[Part of a data file]

⟨

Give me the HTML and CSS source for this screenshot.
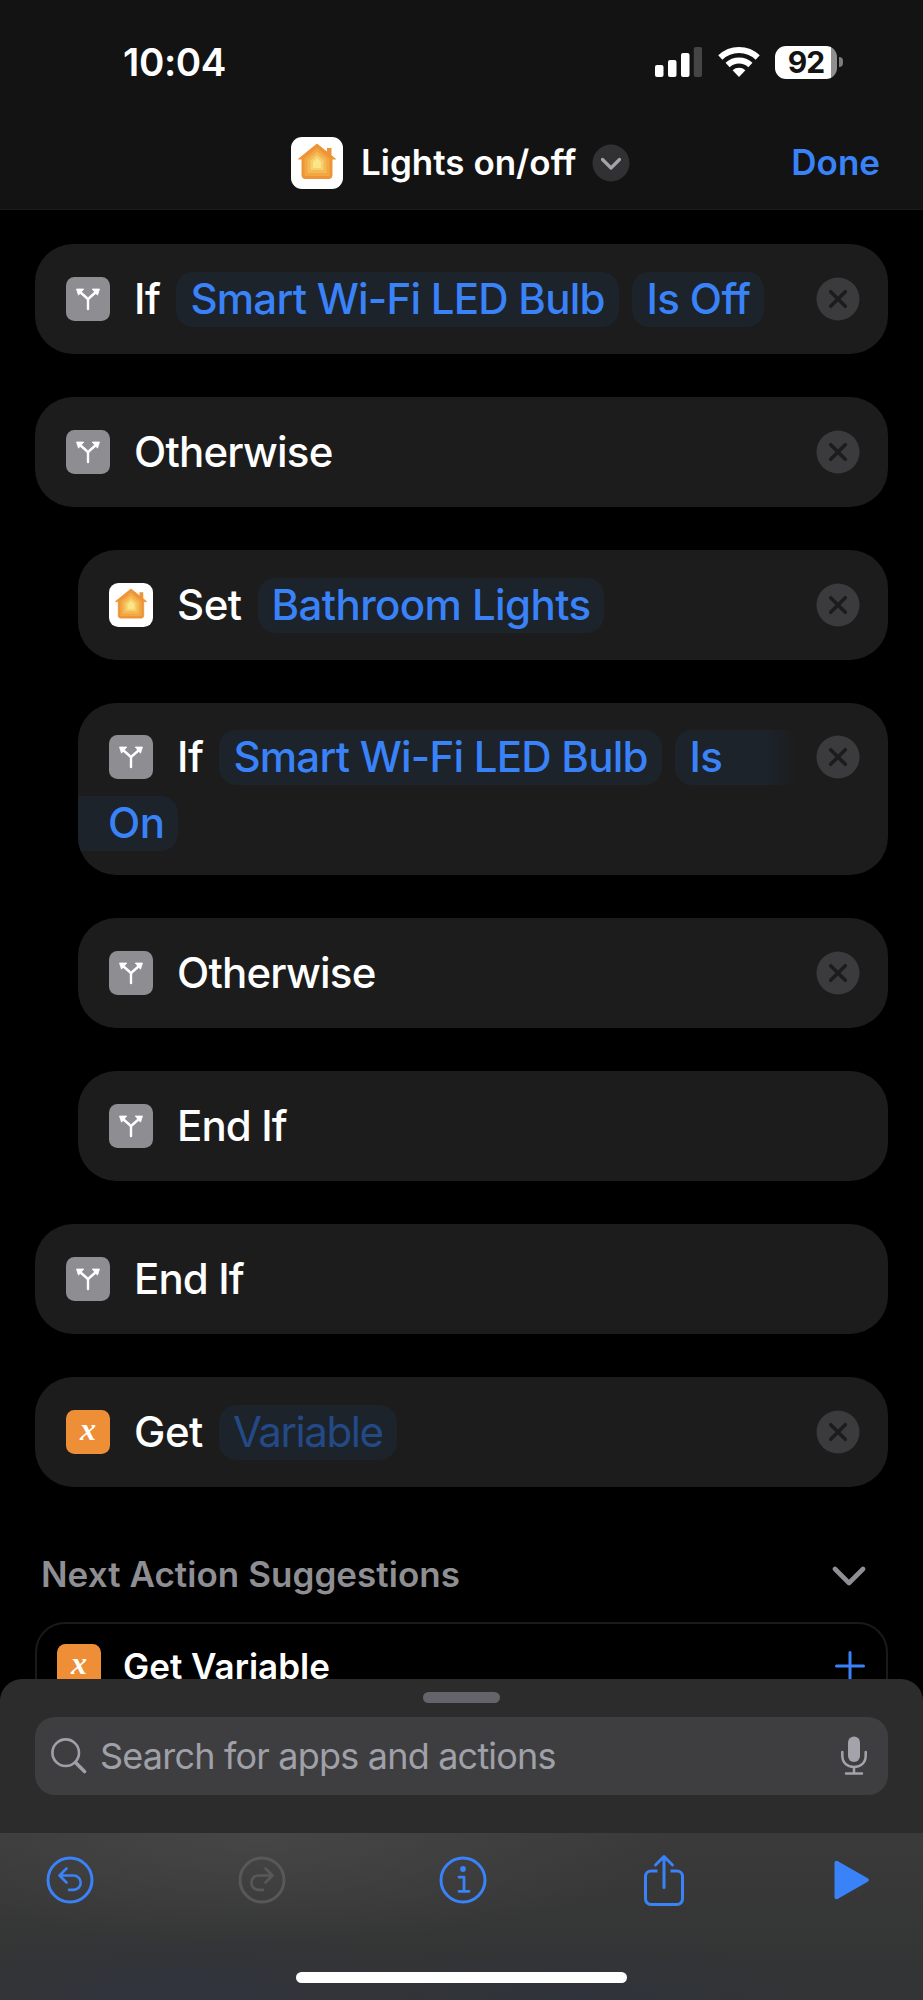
FILE: index.html
```
<!DOCTYPE html>
<html lang="en">

<head>
    <meta charset="UTF-8">
    <meta name="viewport" content="width=device-width, initial-scale=1.0">
    <title>Lights on/off</title>
    <link rel="stylesheet" href="styles.css">
</head>

<body>
    <!-- Shared icons -->
    <svg class="sprite" width="0" height="0">
        <symbol id="home" viewBox="0 0 52 52">
            <rect width="52" height="52" rx="11" fill="#fff" />
            <path d="M36 18v-7h4.500v11z" fill="#ee9438" />
            <path d="M26 7 44.500 22H41V38.500a3 3 0 0 1-3 3H14a3 3 0 0 1-3-3V22H7.500z" fill="#ee9438" stroke="#ee9438" stroke-width="1" stroke-linejoin="round" />
            <path d="M26 11 38.500 21.500V39h-25V21.500z" fill="#f2a742" />
            <path d="M26 14.500 35.500 22.500V36h-19V22.500z" fill="#f4b957" />
            <path d="M26 18 32.500 23.500V33h-13v-9.500z" fill="#f7cf6b" />
            <path d="M26 21 30 25v6h-8v-6z" fill="#fae588" />
        </symbol>
        <symbol id="branch" viewBox="0 0 44 44">
            <rect width="44" height="44" rx="8.500" fill="#8e8d92" />
            <path d="M22 32v-8.500c0-1-.4-1.700-1.200-2.500L14 15M22 23.500c0-1 .4-1.700 1.200-2.500L30 15" fill="none" stroke="#fff" stroke-width="2.400" stroke-linecap="round" />
            <path d="M10.500 12h7.300l-5.300 6.200zM33.500 12h-7.300l5.300 6.200z" fill="#fff" stroke="#fff" stroke-width=".8" stroke-linejoin="round" />
        </symbol>
        <symbol id="close" viewBox="0 0 44 44">
            <circle cx="22" cy="22" r="21.500" fill="#3b3b3d" />
            <path d="M14.700 14.700l14.600 14.600M29.300 14.700L14.700 29.300" stroke="#1c1c1c" stroke-width="3.600" stroke-linecap="round" />
        </symbol>
    </svg>

    <header class="header">
        <div class="status-bar">
            <span class="time">10:04</span>
            <div class="status-icons">
                <svg width="48" height="32" viewBox="0 0 48 32">
                    <g fill="#fff">
                        <rect x="0" y="19" width="8.500" height="12" rx="2" />
                        <rect x="13" y="14" width="8.500" height="17" rx="2" />
                        <rect x="26" y="7" width="8.500" height="24" rx="2" />
                    </g>
                    <rect x="38.800" y="1" width="8.200" height="30" rx="2" fill="#454545" />
                </svg>
                <svg class="wifi" width="42" height="32" viewBox="0 0 42 32">
                    <g fill="none" stroke="#fff" stroke-width="6">
                        <path d="M2.300 11.500a27 27 0 0 1 37.400 0" />
                        <path d="M9.600 19a16.500 16.500 0 0 1 22.800 0" />
                    </g>
                    <path d="M14.600 24.300a9.500 9.500 0 0 1 12.800 0L21 31z" fill="#fff" />
                </svg>
                <div class="battery"><span>92</span></div>
                <i class="battery-tip"></i>
            </div>
        </div>
        <div class="title-bar">
            <svg width="52" height="52"><use href="#home" /></svg>
            <h1>Lights on/off</h1>
            <svg class="title-more" width="38" height="38" viewBox="0 0 38 38">
                <circle cx="19" cy="19" r="18.500" fill="#313134" />
                <path d="M10.500 15.500 19 24l8.500-8.500" fill="none" stroke="#a3a3a9" stroke-width="3.200" stroke-linecap="round" stroke-linejoin="round" />
            </svg>
            <a class="done">Done</a>
        </div>
    </header>

    <main class="actions">
        <div class="card">
            <svg class="icon"><use href="#branch" /></svg>
            <span class="label">If</span>
            <span class="token bulb">Smart Wi-Fi LED Bulb</span>
            <span class="token state">Is Off</span>
            <svg class="close"><use href="#close" /></svg>
        </div>
        <div class="card">
            <svg class="icon"><use href="#branch" /></svg>
            <span class="label otherwise">Otherwise</span>
            <svg class="close"><use href="#close" /></svg>
        </div>

        <div class="nested">
            <div class="card">
                <svg class="icon"><use href="#home" /></svg>
                <span class="label">Set</span>
                <span class="token room">Bathroom Lights</span>
                <svg class="close"><use href="#close" /></svg>
            </div>
            <div class="card card-tall">
                <div class="line">
                    <svg class="icon"><use href="#branch" /></svg>
                    <span class="label">If</span>
                    <span class="token bulb">Smart Wi-Fi LED Bulb</span>
                    <span class="token token-start">Is</span>
                    <svg class="close"><use href="#close" /></svg>
                </div>
                <div class="line">
                    <span class="token token-end">On</span>
                </div>
            </div>
            <div class="card">
                <svg class="icon"><use href="#branch" /></svg>
                <span class="label otherwise">Otherwise</span>
                <svg class="close"><use href="#close" /></svg>
            </div>
            <div class="card">
                <svg class="icon"><use href="#branch" /></svg>
                <span class="label end-if">End If</span>
            </div>
        </div>

        <div class="card">
            <svg class="icon"><use href="#branch" /></svg>
            <span class="label end-if">End If</span>
        </div>
        <div class="card">
            <span class="icon var-icon">x</span>
            <span class="label">Get</span>
            <span class="token token-empty">Variable</span>
            <svg class="close"><use href="#close" /></svg>
        </div>

        <div class="suggestions-head">
            <h2>Next Action Suggestions</h2>
            <svg width="34" height="20" viewBox="0 0 34 20">
                <path d="M3 3l14 14L31 3" fill="none" stroke="#8e8e93" stroke-width="4.600" stroke-linecap="round" stroke-linejoin="round" />
            </svg>
        </div>
        <div class="suggestion">
            <span class="icon var-icon">x</span>
            <span class="suggestion-name">Get Variable</span>
            <svg width="30" height="30" viewBox="0 0 30 30">
                <path d="M15 1.500v27M1.500 15h27" stroke="#3a82f7" stroke-width="3" stroke-linecap="round" />
            </svg>
        </div>
    </main>

    <!-- Bottom sheet lies over the action list -->
    <footer class="sheet">
        <div class="grabber"></div>
        <div class="search">
            <svg width="36" height="36" viewBox="0 0 36 36" fill="none" stroke="#a0a0a8" stroke-linecap="round">
                <circle cx="14.700" cy="14.700" r="13.300" stroke-width="2.600" />
                <path d="M24.500 24.500l9 9" stroke-width="3.600" />
            </svg>
            <span class="placeholder">Search for apps and actions</span>
            <svg width="26" height="40" viewBox="0 0 26 40">
                <rect x="7" y="0.500" width="12" height="25.500" rx="6" fill="#a4a3ab" />
                <path d="M1.300 16v3.500c0 7 4.700 11.500 11.700 11.500s11.700-4.500 11.700-11.500V16M13 31v6.500M5 37.500h16" fill="none" stroke="#a4a3ab" stroke-width="2.500" stroke-linecap="round" />
            </svg>
        </div>
        <nav class="toolbar">
            <svg width="48" height="48" viewBox="0 0 48 48" fill="none" stroke="#3a82f7" stroke-width="2.600" stroke-linecap="round" stroke-linejoin="round">
                <circle cx="24" cy="24" r="22" stroke-width="3" />
                <path d="M20.500 12.500 13.500 19.500l7 7M14 19.500h13.500a7.200 7.200 0 0 1 0 14.400h-4.500" />
            </svg>
            <svg width="48" height="48" viewBox="0 0 48 48" fill="none" stroke="#58585a" stroke-width="2.600" stroke-linecap="round" stroke-linejoin="round">
                <circle cx="24" cy="24" r="22" stroke-width="3" />
                <path d="M27.500 12.500l7 7-7 7M34 19.500H20.500a7.200 7.200 0 0 0 0 14.400H25" />
            </svg>
            <svg width="48" height="48" viewBox="0 0 48 48" fill="none" stroke="#3a82f7" stroke-width="2.800" stroke-linecap="round">
                <circle cx="24" cy="24" r="22" stroke-width="3" />
                <circle cx="24" cy="13" r="2.900" fill="#3a82f7" stroke="none" />
                <path d="M20 21.200h5v14M20 35.300h10" stroke-linejoin="round" />
            </svg>
            <svg width="42" height="54" viewBox="0 0 42 54" fill="none" stroke="#3a82f7" stroke-width="3" stroke-linejoin="round">
                <path d="M14.500 18H8a5.500 5.500 0 0 0-5.500 5.500V46A5.500 5.500 0 0 0 8 51.500h26a5.500 5.500 0 0 0 5.500-5.500V23.500A5.500 5.500 0 0 0 34 18h-6.500" />
                <path d="M21 34.500V4M12.500 12 21 3.500l8.500 8.500" stroke-linecap="round" />
            </svg>
            <svg width="36" height="40" viewBox="0 0 36 40">
                <path d="M2.500 2.800v34.400L32.800 20z" fill="#3a82f7" stroke="#3a82f7" stroke-width="4" stroke-linejoin="round" />
            </svg>
        </nav>
        <div class="home-indicator"></div>
    </footer>
</body>

</html>
```
FILE: styles.css
```
* {
    box-sizing: border-box;
}

body {
    margin: 0;
    position: relative;
    width: 923px;
    height: 2000px;
    overflow: hidden;
    background: #000;
    color: #fff;
    font-family: Inter, "Liberation Sans", sans-serif;
}

h1,
h2 {
    margin: 0;
}

svg {
    display: block;
    flex: none;
}

.sprite {
    position: absolute;
}

/* Header */
.header {
    height: 210px;
    background: #131313;
    border-bottom: 1px solid #1b1b1b;
}

.status-bar {
    display: flex;
    justify-content: space-between;
    align-items: center;
    height: 124px;
    padding: 0 80px 0 123px;
}

.time {
    font-size: 38.500px;
    font-weight: 600;
    letter-spacing: -0.4px;
}

.status-icons {
    display: flex;
    align-items: center;
}

.wifi {
    margin: 0 15px;
}

.battery {
    width: 62px;
    height: 33px;
    border-radius: 11px;
    background: linear-gradient(to right, #fff 56px, #8f8f8f 56px);
    color: #131313;
    font-size: 30px;
    font-weight: 700;
    line-height: 33px;
    text-align: center;
    letter-spacing: -1px;
}

.battery-tip {
    width: 4px;
    height: 10px;
    margin-left: 2px;
    border-radius: 0 4px 4px 0;
    background: #7d7d7d;
}

.title-bar {
    display: flex;
    align-items: center;
    height: 78px;
    padding: 0 43px 0 291px;
}

.title-bar h1 {
    width: 213px;
    margin-left: 18px;
    padding-bottom: 2px;
    font-size: 35px;
    font-weight: 600;
    white-space: nowrap;
}

.title-more {
    margin-left: 18px;
}

.done {
    margin-left: auto;
    padding-bottom: 2px;
    color: #3a82f7;
    font-size: 35px;
    font-weight: 600;
}

/* Action cards */
.actions {
    padding: 34px 35px 0;
}

.card {
    display: flex;
    align-items: center;
    height: 110px;
    margin-bottom: 43px;
    padding: 0 28px 0 31px;
    border-radius: 38px;
    background: #1c1c1c;
    font-size: 42px;
    font-weight: 450;
    white-space: nowrap;
    overflow: hidden;
}

.nested {
    padding-left: 43px;
}

.icon {
    flex: none;
    width: 44px;
    height: 44px;
}

.label {
    margin-left: 24px;
    padding-bottom: 1px;
    letter-spacing: -0.5px;
}

.otherwise {
    letter-spacing: -0.8px;
}

.end-if {
    letter-spacing: -0.9px;
}

.token {
    height: 55px;
    margin-left: 13px;
    padding: 0 14px;
    border-radius: 17px;
    background: #1c232b;
    color: #3a82f7;
    line-height: 54px;
    letter-spacing: -0.5px;
}

.label + .token {
    margin-left: 16px;
}

.bulb {
    width: 443px;
    letter-spacing: -0.75px;
}

.state {
    width: 132px;
    letter-spacing: -0.6px;
}

.room {
    width: 346px;
    letter-spacing: -0.6px;
}

.close {
    width: 44px;
    height: 44px;
    margin-left: auto;
}

.card-tall {
    display: block;
    height: 172px;
    padding: 21px 0 0;
}

.line {
    display: flex;
    align-items: center;
    height: 66px;
    padding: 0 28px 0 31px;
}

.line + .line {
    padding-left: 0;
}

/* A token broken over two lines: fades out, then picks up at the card edge */
.token-start {
    width: 121px;
    border-radius: 17px 0 0 17px;
    background: linear-gradient(to right, #1c232b 75%, #1c1c1c);
}

.token-end {
    width: 100px;
    margin-left: 0;
    padding-left: 30px;
    border-radius: 0 17px 17px 0;
}

.token-empty {
    width: 178px;
    color: #234a86;
    font-weight: 400;
    letter-spacing: -1.4px;
}

.var-icon {
    border-radius: 8.500px;
    background: #ee8f37;
    font: italic bold 32px/39px "Liberation Serif", serif;
    text-align: center;
}

/* Suggestions */
.suggestions-head {
    display: flex;
    justify-content: space-between;
    align-items: center;
    height: 92px;
    padding: 0 22px 0 6px;
}

.suggestions-head h2 {
    padding-bottom: 4px;
    color: #8e8e93;
    font-size: 35px;
    font-weight: 600;
    letter-spacing: 0.05px;
}

.suggestion {
    display: flex;
    align-items: center;
    height: 130px;
    padding: 0 21px 42px 20px;
    border: 2px solid #1a1a1b;
    border-radius: 30px;
}

.suggestion-name {
    flex: 1;
    margin-left: 22px;
    font-size: 35px;
    font-weight: 600;
}

/* Bottom sheet */
.sheet {
    position: absolute;
    z-index: 1;
    left: 0;
    right: 0;
    bottom: 0;
    height: 321px;
    padding-top: 13px;
    border-radius: 22px 22px 0 0;
    background: #2c2c2c;
}

/* Blurred content behind the toolbar */
.sheet::before {
    content: "";
    position: absolute;
    z-index: -1;
    inset: 154px 0 0;
    background:
        radial-gradient(ellipse 260px 70px at 20% 100%, #30343e, transparent),
        radial-gradient(ellipse 260px 60px at 62% 100%, #2f333b, transparent),
        radial-gradient(ellipse 420px 110px at 28% 0, #464647, transparent),
        linear-gradient(#3a3a3a, #323334);
}

.grabber {
    width: 77px;
    height: 11px;
    margin: 0 auto 14px;
    border-radius: 6px;
    background: #65646a;
}

.search {
    display: flex;
    align-items: center;
    height: 78px;
    margin: 0 35px 38px;
    padding: 0 21px 0 16px;
    border-radius: 20px;
    background: #3e3e40;
}

.placeholder {
    flex: 1;
    margin-left: 13px;
    color: #a0a0a8;
    font-size: 36px;
    letter-spacing: -0.8px;
}

.toolbar {
    display: grid;
    grid-template-columns: 192px 201px 204px 191px auto;
    align-items: center;
    height: 94px;
    padding-left: 46px;
}

.home-indicator {
    width: 331px;
    height: 11px;
    margin: 45px auto 0;
    border-radius: 6px;
    background: #fff;
}
```
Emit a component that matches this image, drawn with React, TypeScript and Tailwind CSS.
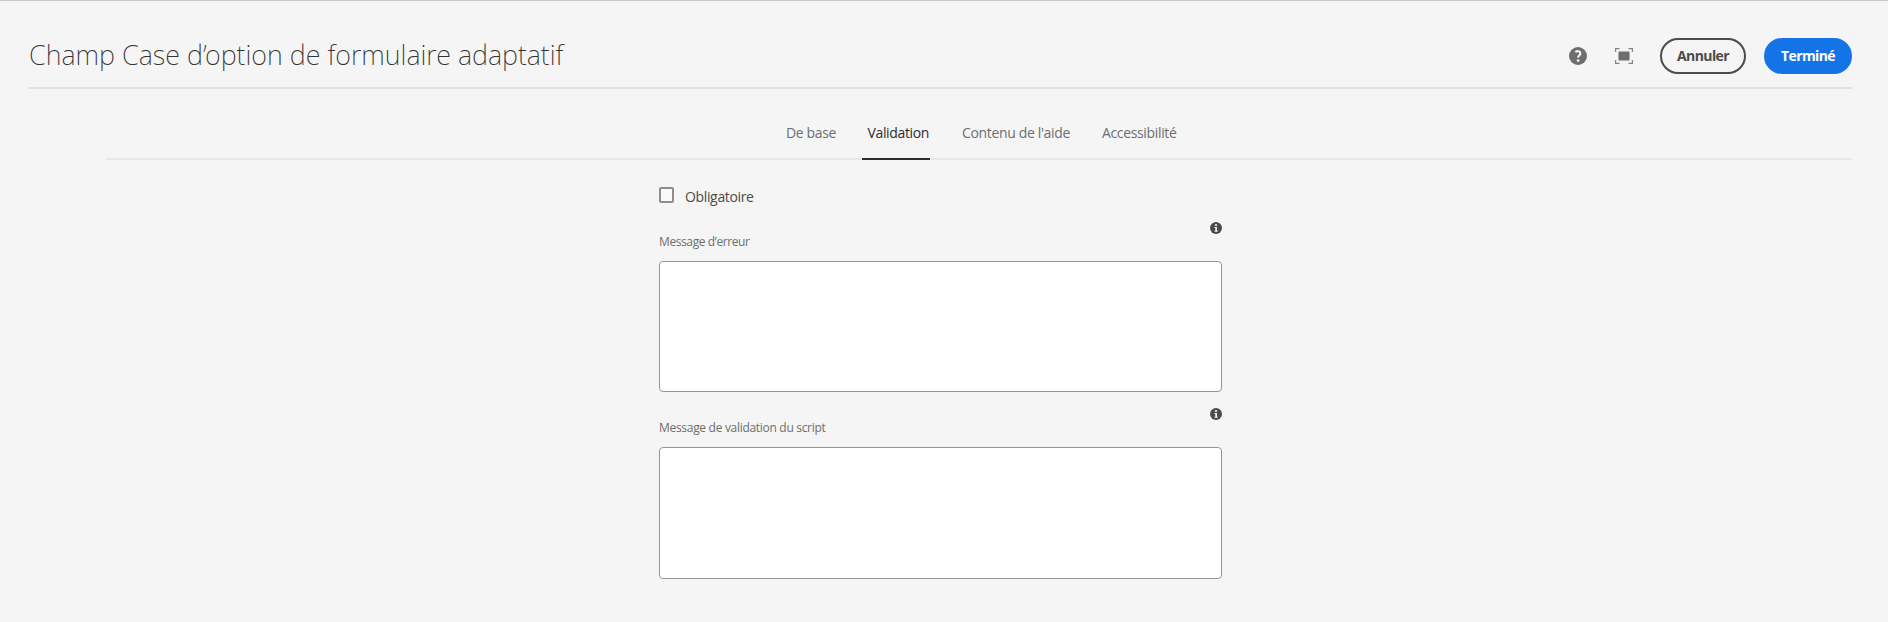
import React from 'react';

const tabs = [
  { label: 'De base', style: 'ml-[786px] w-[50px] text-[#6e6e6e]' },
  { label: 'Validation', style: 'ml-[26px] w-[68px] pl-[5.5px] text-[#2c2c2c] border-b-2 border-[#2c2c2c]' },
  { label: "Contenu de l'aide", style: 'ml-[32px] w-[108px] text-[#6e6e6e]' },
  { label: 'Accessibilité', style: 'ml-[32px] w-[77px] text-[#6e6e6e]' },
];

function HelpIcon() {
  return (
    <svg width="18" height="18" viewBox="0 0 18 18">
      <circle cx="9" cy="9" r="9" fill="#6e6e6e" />
      <path d="M6.3 4.9C8.4 3.7 11.4 3.9 11.4 6.3c0 2.1-2.5 2.2-2.3 4.4" fill="none" stroke="#f5f5f5" strokeWidth="2.1" />
      <circle cx="9.1" cy="13.6" r="1.4" fill="#f5f5f5" />
    </svg>
  );
}

function FullScreenIcon() {
  return (
    <svg width="18" height="16" viewBox="0 0 18 16">
      <rect x="3.5" y="3.5" width="11" height="9" fill="#6e6e6e" />
      <path d="M.6 4V.6H4.5M13.5 .6h3.9V4M17.4 12v3.4h-3.9M4.5 15.4H.6V12" fill="none" stroke="#858585" strokeWidth="1.2" />
    </svg>
  );
}

function InfoIcon() {
  return (
    <svg className="mr-[0.5px]" width="12" height="12" viewBox="0 0 12 12">
      <circle cx="6" cy="6" r="6" fill="#4b4b4b" />
      <circle cx="6" cy="3" r="1.1" fill="#f5f5f5" />
      <path d="M4.5 5H7v3.7h.8v1H4.5v-1h.8V6h-.8z" fill="#f5f5f5" />
    </svg>
  );
}

function Field({ label, tracking, height }: { label: string; tracking: string; height: string }) {
  return (
    <div className="w-[563px]">
      <div className="flex h-[39px] justify-between">
        <label className={`mt-[11px] text-[12px] leading-[18px] whitespace-nowrap text-[#6e6e6e] ${tracking}`}>{label}</label>
        <InfoIcon />
      </div>
      <textarea className={`block w-full resize-none rounded-[4px] border border-[#959595] bg-white outline-none ${height}`} />
    </div>
  );
}

export default function App() {
  return (
    <div className="h-[622px] w-full overflow-hidden border-t border-[#cacaca] bg-[#f5f5f5] font-['Open_Sans','Noto_Sans',sans-serif]">
      <header className="ml-[29px] mr-9 flex h-[88px] items-start justify-between border-b-2 border-[#e1e1e1]">
        <h1 className="mt-[33px] origin-left scale-x-[0.965] whitespace-nowrap font-['Noto_Sans','Open_Sans',sans-serif] text-[28px] font-extralight leading-[40px] text-[#323232]">
          Champ Case d’option de formulaire adaptatif
        </h1>
        <div className="mt-[37px] flex h-9 items-center">
          <HelpIcon />
          <span className="ml-7 flex"><FullScreenIcon /></span>
          <button className="ml-[27px] h-9 w-[86px] rounded-full border-2 border-[#4b4b4b] pb-[2px] text-[14px] font-bold tracking-[-0.6px] text-[#4b4b4b]">Annuler</button>
          <button className="ml-[18px] h-9 w-[88px] rounded-full bg-[#1473e6] pb-[2px] text-[14px] font-bold tracking-[-0.6px] text-white">Terminé</button>
        </div>
      </header>
      <nav className="mr-9 ml-[106px] flex h-[71px] border-b-2 border-[#e8e8e8]">
        <div className="-ml-[106px] flex h-[71px] pt-[33px]">
          {tabs.map((t) => (
            <a key={t.label} className={`block h-[38px] shrink-0 whitespace-nowrap text-[14px] leading-[22px] tracking-[-0.35px] ${t.style}`}>{t.label}</a>
          ))}
        </div>
      </nav>
      <main className="ml-[659px] pt-[27px]">
        <label className="flex h-4 items-center">
          <span className="h-4 w-[15px] rounded-[2px] border-2 border-[#8e8e8e] bg-[#fafafa]" />
          <span className="mt-[2px] ml-[11px] text-[14px] tracking-[-0.35px] text-[#4b4b4b]">Obligatoire</span>
        </label>
        <div className="mt-[19px] flex flex-col gap-[16px]">
          <Field label="Message d’erreur" tracking="tracking-[-0.4px]" height="h-[131px]" />
          <Field label="Message de validation du script" tracking="tracking-[-0.3px]" height="h-[132px]" />
        </div>
      </main>
    </div>
  );
}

⟩

▶ [DIRECTION]: Nothing but the lines from the one with "Emit a component" through the one with "import React from 'react';" should be copied, word for word. Pictures are left out.

▶ [REPLY]:
Emit a component that matches this image, drawn with React, TypeScript and Tailwind CSS.
import React from 'react';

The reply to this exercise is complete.